Skip to main content

Intro

promptfoo is a CLI and library for evaluating LLM output quality.

With promptfoo, you can:

  • Systematically test prompts, models, and RAGs with predefined test cases
  • Evaluate quality and catch regressions by comparing LLM outputs side-by-side
  • Speed up evaluations with caching and concurrent tests
  • Score outputs automatically by defining expectations
  • Use as a CLI, or integrate into your workflow as a library
  • Use OpenAI, Anthropic, Azure, Google, HuggingFace, open-source models like Llama, or integrate custom API providers for any LLM API

The goal: test-driven LLM development, not trial-and-error.

promptfoo produces matrix views that let you quickly evaluate outputs across many prompts.

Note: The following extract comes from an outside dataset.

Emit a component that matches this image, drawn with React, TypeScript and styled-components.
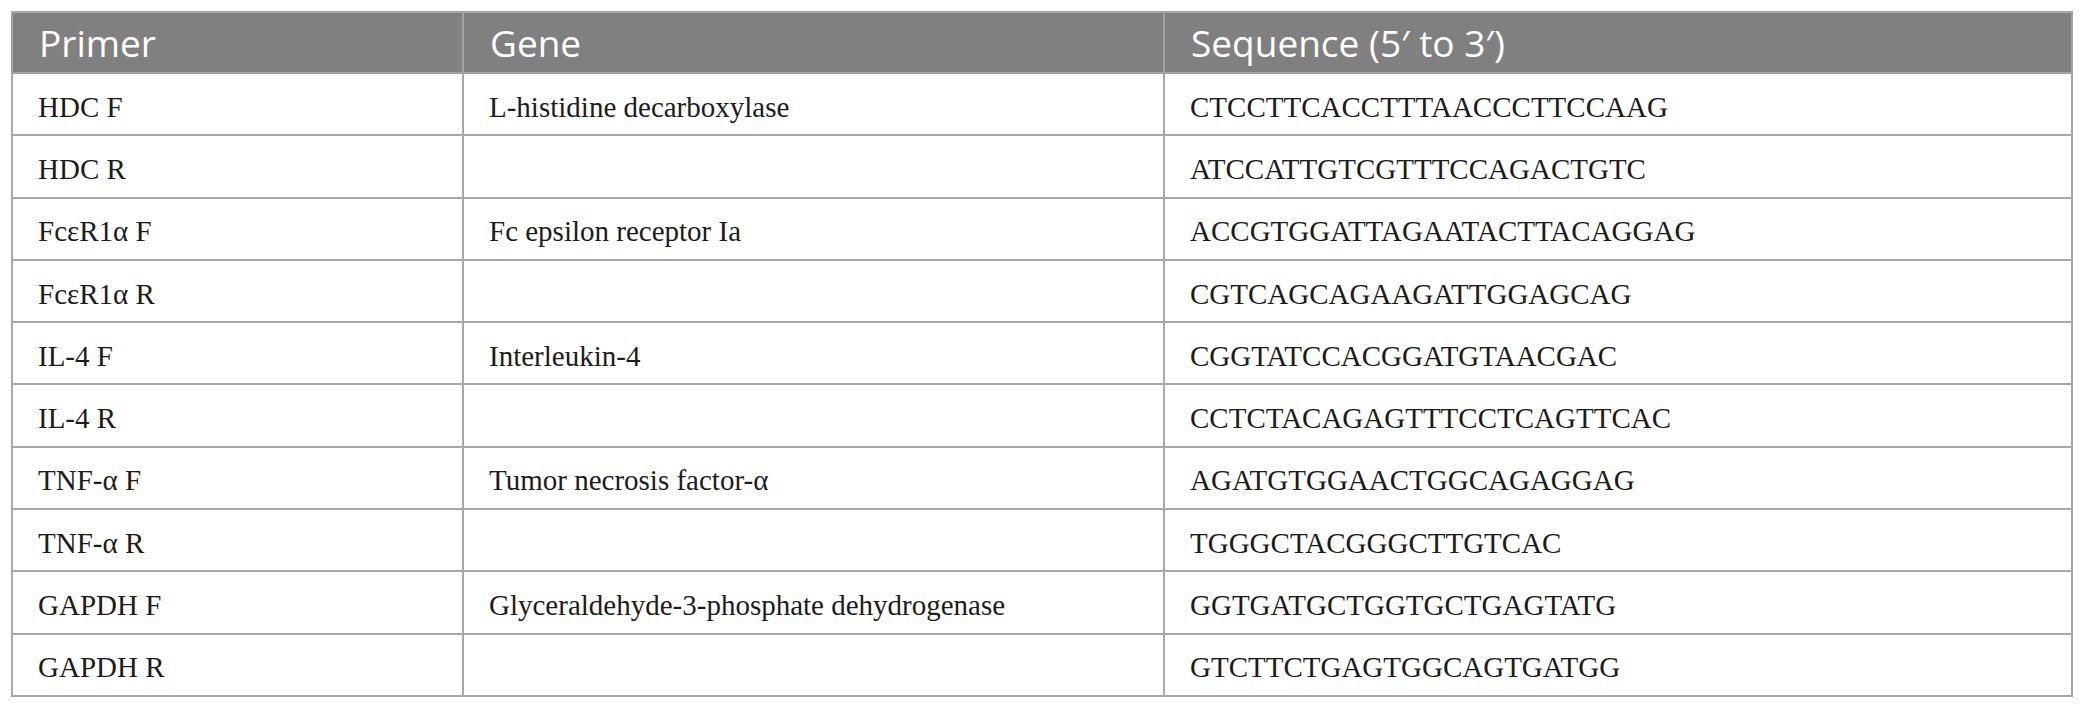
import React from "react";
import styled, { createGlobalStyle } from "styled-components";

const Global = createGlobalStyle`
  html, body { margin: 0; padding: 0; background: #ffffff; }
`;

const Page = styled.div`
  padding: 11px 0 0 11px;
`;

const Table = styled.table`
  width: 2060px;
  table-layout: fixed;
  border-collapse: collapse;
  border: 2px solid #a8a8a8;
`;

const Col = styled.col<{ $w: number }>`
  width: ${(p) => p.$w}px;
`;

const HeadCell = styled.th`
  box-sizing: border-box;
  height: 61px;
  background: #808080;
  color: #ffffff;
  font-family: "Open Sans", "Noto Sans", sans-serif;
  font-weight: 400;
  font-size: 37px;
  text-align: left;
  padding: 0 0 0 26px;
  border: 2px solid #a3a3a3;
  border-top-color: #a8a8a8;
  vertical-align: middle;
  white-space: nowrap;
`;

const Cell = styled.td`
  box-sizing: border-box;
  height: 62.3px;
  padding: 6px 0 0 25px;
  font-family: "Liberation Serif", "Times New Roman", serif;
  font-size: 29px;
  color: #1c1c1c;
  border: 2px solid #a8a8a8;
  vertical-align: middle;
  white-space: nowrap;
`;

const rows: [string, string, string][] = [
  ["HDC F", "L-histidine decarboxylase", "CTCCTTCACCTTTAACCCTTCCAAG"],
  ["HDC R", "", "ATCCATTGTCGTTTCCAGACTGTC"],
  ["FcεR1α F", "Fc epsilon receptor Ia", "ACCGTGGATTAGAATACTTACAGGAG"],
  ["FcεR1α R", "", "CGTCAGCAGAAGATTGGAGCAG"],
  ["IL-4 F", "Interleukin-4", "CGGTATCCACGGATGTAACGAC"],
  ["IL-4 R", "", "CCTCTACAGAGTTTCCTCAGTTCAC"],
  ["TNF-α F", "Tumor necrosis factor-α", "AGATGTGGAACTGGCAGAGGAG"],
  ["TNF-α R", "", "TGGGCTACGGGCTTGTCAC"],
  ["GAPDH F", "Glyceraldehyde-3-phosphate dehydrogenase", "GGTGATGCTGGTGCTGAGTATG"],
  ["GAPDH R", "", "GTCTTCTGAGTGGCAGTGATGG"],
];

export default function App() {
  return (
    <>
      <Global />
      <Page>
        <Table>
          <colgroup>
            <Col $w={451} />
            <Col $w={701} />
            <Col $w={908} />
          </colgroup>
          <thead>
            <tr>
              <HeadCell>Primer</HeadCell>
              <HeadCell>Gene</HeadCell>
              <HeadCell>Sequence (5′ to 3′)</HeadCell>
            </tr>
          </thead>
          <tbody>
            {rows.map((r) => (
              <tr key={r[0]}>
                <Cell>{r[0]}</Cell>
                <Cell>{r[1]}</Cell>
                <Cell>{r[2]}</Cell>
              </tr>
            ))}
          </tbody>
        </Table>
      </Page>
    </>
  );
}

Here's an example of a side-by-side comparison of multiple prompts and inputs:

Side-by-side evaluation of LLM prompt quality

It works on the command line too.

LLM prompt quality evaluation with PASS/FAIL expectations

Why choose promptfoo?

There are many different ways to evaluate prompts. Here are some reasons to consider promptfoo:

  • Battle-tested: promptfoo was built to eval & improve LLM apps serving over 10 million users in production. Our tooling is flexible and can be adapted to many setups.
  • Simple, declarative test cases: Define your evals without writing code or working with heavy notebooks.
  • Language agnostic: Use Python, Javascript, or whatever else you're working in.
  • Share & collaborate: Built-in share functionality & web viewer for working with teammates.
  • Open-source: LLM evals are a commodity and should be served by 100% open-source projects with no strings attached.
  • Privacy: This software runs completely locally. Your evals run on your machine and talk directly with the LLM.

Workflow and philosophy

Test-driven prompt engineering is much more effective than trial-and-error.

Serious LLM development requires a systematic approach to prompt engineering. Promptfoo streamlines the process of evaluating and improving language model performance.

  1. Define test cases: Identify core use cases and failure modes. Prepare a set of prompts and test cases that represent these scenarios.
  2. Configure evaluation: Set up your evaluation by specifying prompts, test cases, and API providers.
  3. Run evaluation: Use the command-line tool or library to execute the evaluation and record model outputs for each prompt.
  4. Analyze results: Set up automatic requirements, or review results in a structured format/web UI. Use these results to select the best model and prompt for your use case.

test-driven llm ops

As you gather more examples and user feedback, continue to expand your test cases.